Note how many lines include the word "React", and give that number by itself.

======

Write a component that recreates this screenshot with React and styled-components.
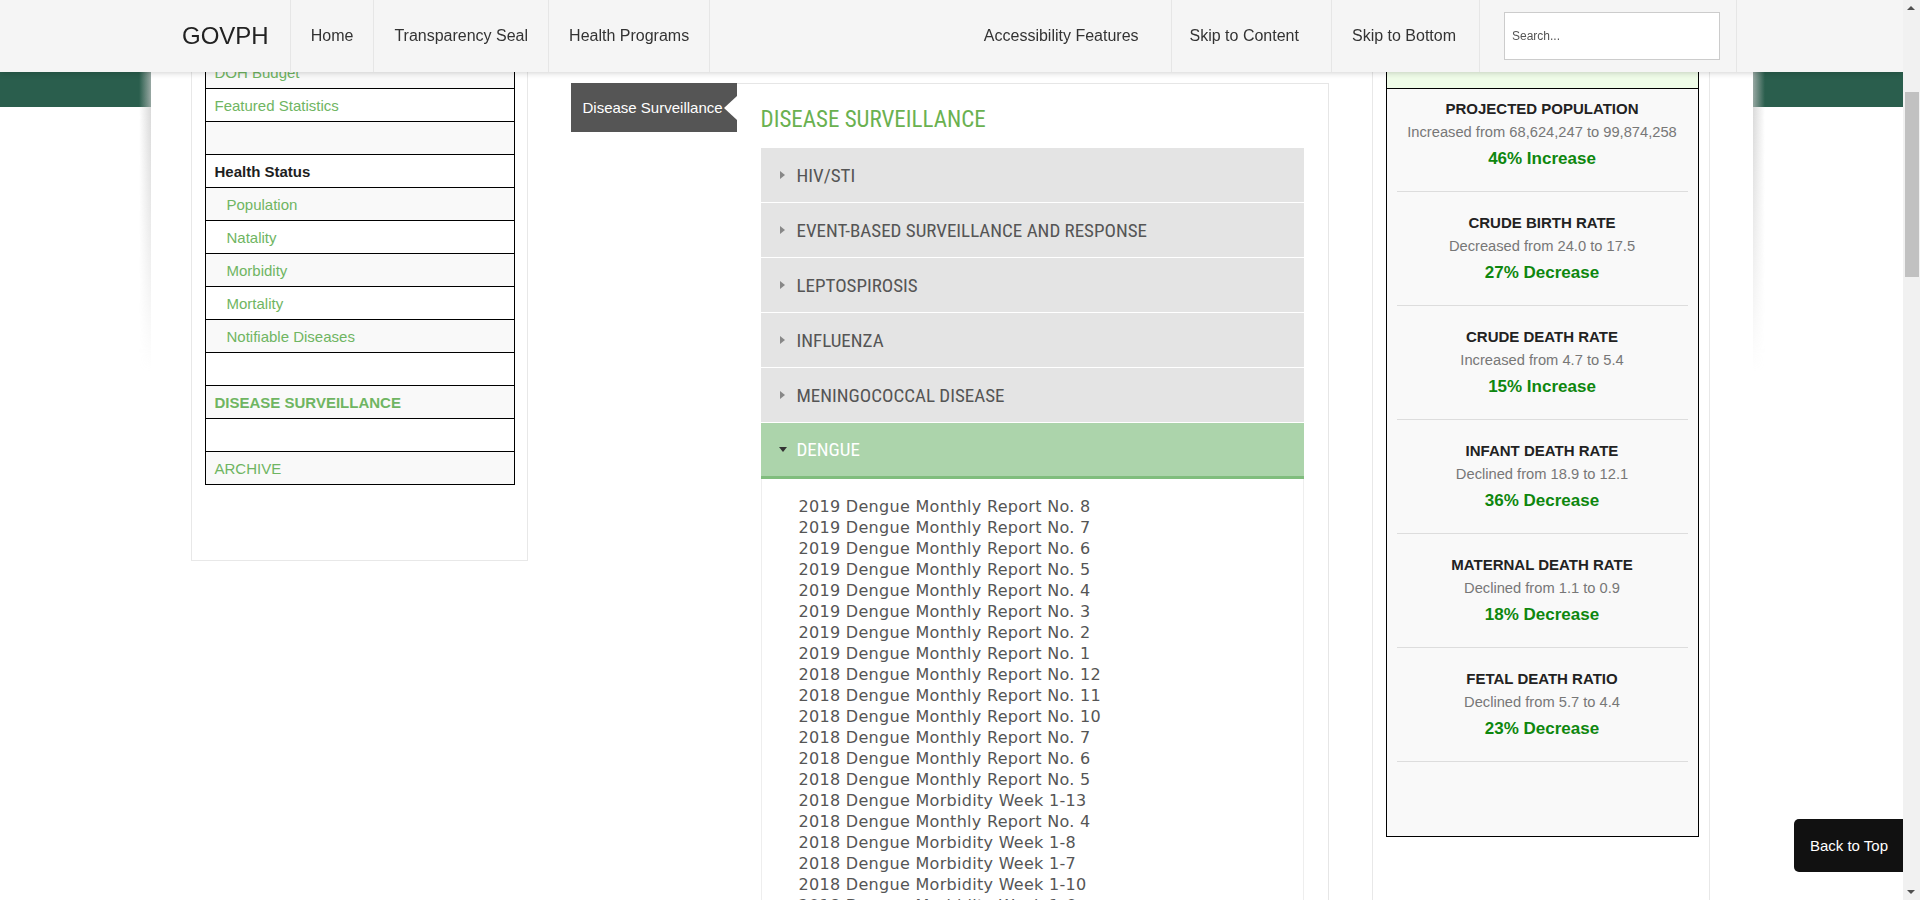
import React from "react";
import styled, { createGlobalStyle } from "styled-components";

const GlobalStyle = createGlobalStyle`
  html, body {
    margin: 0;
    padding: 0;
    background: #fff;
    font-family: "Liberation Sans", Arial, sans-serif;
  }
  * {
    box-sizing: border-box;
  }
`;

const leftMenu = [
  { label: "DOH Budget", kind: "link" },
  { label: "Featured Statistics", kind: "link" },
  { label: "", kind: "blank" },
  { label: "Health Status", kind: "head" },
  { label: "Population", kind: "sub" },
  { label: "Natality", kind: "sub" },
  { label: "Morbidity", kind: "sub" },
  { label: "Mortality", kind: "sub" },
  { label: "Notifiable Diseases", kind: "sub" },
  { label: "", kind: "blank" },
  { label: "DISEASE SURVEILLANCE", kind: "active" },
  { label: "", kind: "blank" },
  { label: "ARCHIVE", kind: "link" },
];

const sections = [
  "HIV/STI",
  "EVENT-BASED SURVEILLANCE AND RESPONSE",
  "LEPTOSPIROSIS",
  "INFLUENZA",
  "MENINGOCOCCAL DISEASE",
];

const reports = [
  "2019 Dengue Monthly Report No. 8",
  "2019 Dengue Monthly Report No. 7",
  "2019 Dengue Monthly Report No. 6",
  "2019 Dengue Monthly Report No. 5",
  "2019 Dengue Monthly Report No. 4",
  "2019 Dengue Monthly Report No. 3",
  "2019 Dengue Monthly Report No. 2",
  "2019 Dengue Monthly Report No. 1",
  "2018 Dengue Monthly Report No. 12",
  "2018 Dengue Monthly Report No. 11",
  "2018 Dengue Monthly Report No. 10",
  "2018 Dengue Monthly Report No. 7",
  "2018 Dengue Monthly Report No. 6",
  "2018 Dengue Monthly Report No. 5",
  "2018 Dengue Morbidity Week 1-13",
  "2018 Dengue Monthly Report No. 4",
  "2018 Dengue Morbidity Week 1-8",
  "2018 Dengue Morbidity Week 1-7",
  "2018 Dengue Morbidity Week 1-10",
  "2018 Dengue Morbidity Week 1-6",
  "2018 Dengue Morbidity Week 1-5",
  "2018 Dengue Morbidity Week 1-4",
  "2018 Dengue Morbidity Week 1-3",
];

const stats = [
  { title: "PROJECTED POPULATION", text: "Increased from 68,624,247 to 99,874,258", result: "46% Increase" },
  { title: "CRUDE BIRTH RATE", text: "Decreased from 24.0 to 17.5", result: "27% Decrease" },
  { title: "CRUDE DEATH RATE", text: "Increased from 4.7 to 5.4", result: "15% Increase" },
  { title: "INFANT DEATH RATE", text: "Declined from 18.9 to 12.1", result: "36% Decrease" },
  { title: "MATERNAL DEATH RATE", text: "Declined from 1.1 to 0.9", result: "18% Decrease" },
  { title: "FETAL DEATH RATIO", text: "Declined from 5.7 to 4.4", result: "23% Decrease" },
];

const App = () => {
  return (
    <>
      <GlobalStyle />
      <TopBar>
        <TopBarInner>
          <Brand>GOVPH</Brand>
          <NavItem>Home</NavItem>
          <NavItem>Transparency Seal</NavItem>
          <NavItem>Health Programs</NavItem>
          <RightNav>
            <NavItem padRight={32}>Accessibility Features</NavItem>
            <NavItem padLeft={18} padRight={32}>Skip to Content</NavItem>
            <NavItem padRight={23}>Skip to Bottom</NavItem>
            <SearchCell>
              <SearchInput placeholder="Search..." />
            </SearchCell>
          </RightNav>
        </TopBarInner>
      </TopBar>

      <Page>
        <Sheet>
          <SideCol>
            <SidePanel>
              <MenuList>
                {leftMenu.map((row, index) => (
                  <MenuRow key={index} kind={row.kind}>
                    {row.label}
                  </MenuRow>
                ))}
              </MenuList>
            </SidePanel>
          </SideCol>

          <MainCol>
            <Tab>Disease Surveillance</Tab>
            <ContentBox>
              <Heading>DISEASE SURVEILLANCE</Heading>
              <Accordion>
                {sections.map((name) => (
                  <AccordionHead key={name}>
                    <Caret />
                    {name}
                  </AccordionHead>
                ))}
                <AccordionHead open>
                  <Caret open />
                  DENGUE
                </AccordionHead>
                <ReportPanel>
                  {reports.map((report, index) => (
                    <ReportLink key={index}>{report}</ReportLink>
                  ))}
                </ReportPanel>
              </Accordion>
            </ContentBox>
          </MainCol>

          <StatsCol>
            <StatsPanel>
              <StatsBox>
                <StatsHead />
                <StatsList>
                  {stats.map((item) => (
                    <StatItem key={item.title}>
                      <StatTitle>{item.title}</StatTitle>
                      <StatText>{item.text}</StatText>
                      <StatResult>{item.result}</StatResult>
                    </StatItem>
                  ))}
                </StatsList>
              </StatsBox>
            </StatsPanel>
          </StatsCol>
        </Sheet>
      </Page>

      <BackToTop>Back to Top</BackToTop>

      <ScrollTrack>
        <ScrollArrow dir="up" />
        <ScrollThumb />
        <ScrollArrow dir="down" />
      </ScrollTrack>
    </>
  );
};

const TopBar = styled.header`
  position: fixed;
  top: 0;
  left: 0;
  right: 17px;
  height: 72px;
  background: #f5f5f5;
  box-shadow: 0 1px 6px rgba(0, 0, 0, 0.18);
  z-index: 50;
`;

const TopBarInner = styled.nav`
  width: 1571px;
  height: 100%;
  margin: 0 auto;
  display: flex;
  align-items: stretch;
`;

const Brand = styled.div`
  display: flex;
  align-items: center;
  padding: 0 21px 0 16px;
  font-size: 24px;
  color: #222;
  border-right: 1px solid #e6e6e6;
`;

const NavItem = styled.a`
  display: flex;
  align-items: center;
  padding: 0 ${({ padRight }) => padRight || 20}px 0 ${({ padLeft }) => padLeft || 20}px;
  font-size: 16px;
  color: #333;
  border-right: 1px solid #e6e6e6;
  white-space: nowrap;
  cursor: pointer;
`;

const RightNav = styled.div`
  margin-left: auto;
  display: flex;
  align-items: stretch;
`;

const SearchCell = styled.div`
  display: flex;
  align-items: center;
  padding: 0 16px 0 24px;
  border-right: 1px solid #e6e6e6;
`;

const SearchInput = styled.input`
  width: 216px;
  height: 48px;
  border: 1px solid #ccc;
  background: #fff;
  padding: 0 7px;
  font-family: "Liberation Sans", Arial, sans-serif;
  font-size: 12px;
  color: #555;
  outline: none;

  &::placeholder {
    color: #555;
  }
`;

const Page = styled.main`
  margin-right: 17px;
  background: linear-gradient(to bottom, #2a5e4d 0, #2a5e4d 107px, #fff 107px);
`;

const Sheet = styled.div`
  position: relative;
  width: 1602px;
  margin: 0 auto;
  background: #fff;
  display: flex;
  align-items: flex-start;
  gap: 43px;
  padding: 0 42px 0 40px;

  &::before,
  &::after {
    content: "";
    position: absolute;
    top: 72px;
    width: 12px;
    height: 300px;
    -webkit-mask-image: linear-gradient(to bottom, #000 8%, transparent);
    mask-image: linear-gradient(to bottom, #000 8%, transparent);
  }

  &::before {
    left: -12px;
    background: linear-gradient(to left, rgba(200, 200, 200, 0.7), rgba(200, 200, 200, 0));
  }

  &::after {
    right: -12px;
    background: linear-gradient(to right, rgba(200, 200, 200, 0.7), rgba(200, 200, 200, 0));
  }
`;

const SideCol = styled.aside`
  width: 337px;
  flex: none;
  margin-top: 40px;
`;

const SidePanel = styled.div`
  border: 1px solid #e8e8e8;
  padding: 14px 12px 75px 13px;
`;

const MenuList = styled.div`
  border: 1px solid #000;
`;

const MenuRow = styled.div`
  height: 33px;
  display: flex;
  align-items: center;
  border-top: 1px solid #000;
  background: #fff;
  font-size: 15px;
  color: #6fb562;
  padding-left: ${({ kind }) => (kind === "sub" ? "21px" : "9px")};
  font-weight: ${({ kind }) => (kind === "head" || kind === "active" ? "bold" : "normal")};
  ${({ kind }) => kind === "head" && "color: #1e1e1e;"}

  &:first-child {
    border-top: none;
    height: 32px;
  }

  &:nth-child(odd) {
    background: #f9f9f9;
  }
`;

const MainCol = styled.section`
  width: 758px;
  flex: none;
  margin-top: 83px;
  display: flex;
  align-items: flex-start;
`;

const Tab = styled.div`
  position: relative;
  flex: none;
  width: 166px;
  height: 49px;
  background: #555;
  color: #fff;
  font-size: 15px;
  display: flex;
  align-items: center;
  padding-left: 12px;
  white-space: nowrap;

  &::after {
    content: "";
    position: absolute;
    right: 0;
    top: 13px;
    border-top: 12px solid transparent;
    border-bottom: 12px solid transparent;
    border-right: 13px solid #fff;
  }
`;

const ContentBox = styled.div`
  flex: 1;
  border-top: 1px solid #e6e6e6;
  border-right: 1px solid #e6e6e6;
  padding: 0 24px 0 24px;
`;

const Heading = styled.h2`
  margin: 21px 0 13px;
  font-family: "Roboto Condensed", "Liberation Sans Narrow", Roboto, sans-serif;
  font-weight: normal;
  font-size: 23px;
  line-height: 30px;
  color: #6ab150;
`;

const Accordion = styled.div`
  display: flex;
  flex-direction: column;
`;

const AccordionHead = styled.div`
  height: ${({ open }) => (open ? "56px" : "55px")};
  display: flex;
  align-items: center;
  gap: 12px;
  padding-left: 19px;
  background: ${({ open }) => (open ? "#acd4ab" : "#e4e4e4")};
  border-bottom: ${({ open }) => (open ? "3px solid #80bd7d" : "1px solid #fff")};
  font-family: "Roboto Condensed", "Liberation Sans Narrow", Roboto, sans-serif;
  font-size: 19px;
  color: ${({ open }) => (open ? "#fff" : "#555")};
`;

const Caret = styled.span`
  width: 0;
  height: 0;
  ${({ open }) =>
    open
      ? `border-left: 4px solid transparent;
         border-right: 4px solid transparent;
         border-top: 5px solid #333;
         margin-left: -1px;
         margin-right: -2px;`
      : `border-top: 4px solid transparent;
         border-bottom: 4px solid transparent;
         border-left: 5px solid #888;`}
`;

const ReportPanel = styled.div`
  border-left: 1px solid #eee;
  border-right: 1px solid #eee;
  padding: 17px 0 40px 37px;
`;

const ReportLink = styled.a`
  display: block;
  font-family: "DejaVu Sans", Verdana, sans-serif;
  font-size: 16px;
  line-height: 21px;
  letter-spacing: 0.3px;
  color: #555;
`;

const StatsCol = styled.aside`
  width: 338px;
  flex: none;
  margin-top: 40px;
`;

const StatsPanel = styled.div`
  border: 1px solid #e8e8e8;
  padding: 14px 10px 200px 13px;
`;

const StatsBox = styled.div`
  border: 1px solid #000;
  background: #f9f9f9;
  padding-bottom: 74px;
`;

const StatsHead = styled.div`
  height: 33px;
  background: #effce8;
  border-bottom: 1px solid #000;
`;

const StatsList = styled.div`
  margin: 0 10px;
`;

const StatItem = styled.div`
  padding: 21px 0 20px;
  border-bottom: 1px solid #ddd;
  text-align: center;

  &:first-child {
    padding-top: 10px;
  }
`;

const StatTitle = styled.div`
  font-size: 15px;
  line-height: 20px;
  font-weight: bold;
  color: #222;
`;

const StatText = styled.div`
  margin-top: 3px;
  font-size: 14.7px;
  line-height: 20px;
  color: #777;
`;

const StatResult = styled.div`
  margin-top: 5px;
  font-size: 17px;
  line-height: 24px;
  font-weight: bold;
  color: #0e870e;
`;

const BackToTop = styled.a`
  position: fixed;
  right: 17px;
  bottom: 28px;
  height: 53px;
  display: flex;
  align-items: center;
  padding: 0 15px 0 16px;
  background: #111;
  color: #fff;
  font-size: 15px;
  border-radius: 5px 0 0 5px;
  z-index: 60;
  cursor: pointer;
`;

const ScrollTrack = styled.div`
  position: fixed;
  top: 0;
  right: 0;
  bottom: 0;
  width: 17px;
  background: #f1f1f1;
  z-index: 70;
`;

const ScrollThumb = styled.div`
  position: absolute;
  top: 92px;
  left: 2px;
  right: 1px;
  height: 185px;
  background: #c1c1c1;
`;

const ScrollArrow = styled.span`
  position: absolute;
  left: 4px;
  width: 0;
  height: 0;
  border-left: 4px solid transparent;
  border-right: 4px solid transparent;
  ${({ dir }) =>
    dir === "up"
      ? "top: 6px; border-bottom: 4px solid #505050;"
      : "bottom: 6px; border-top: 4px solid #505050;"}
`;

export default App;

======

■ Task response
2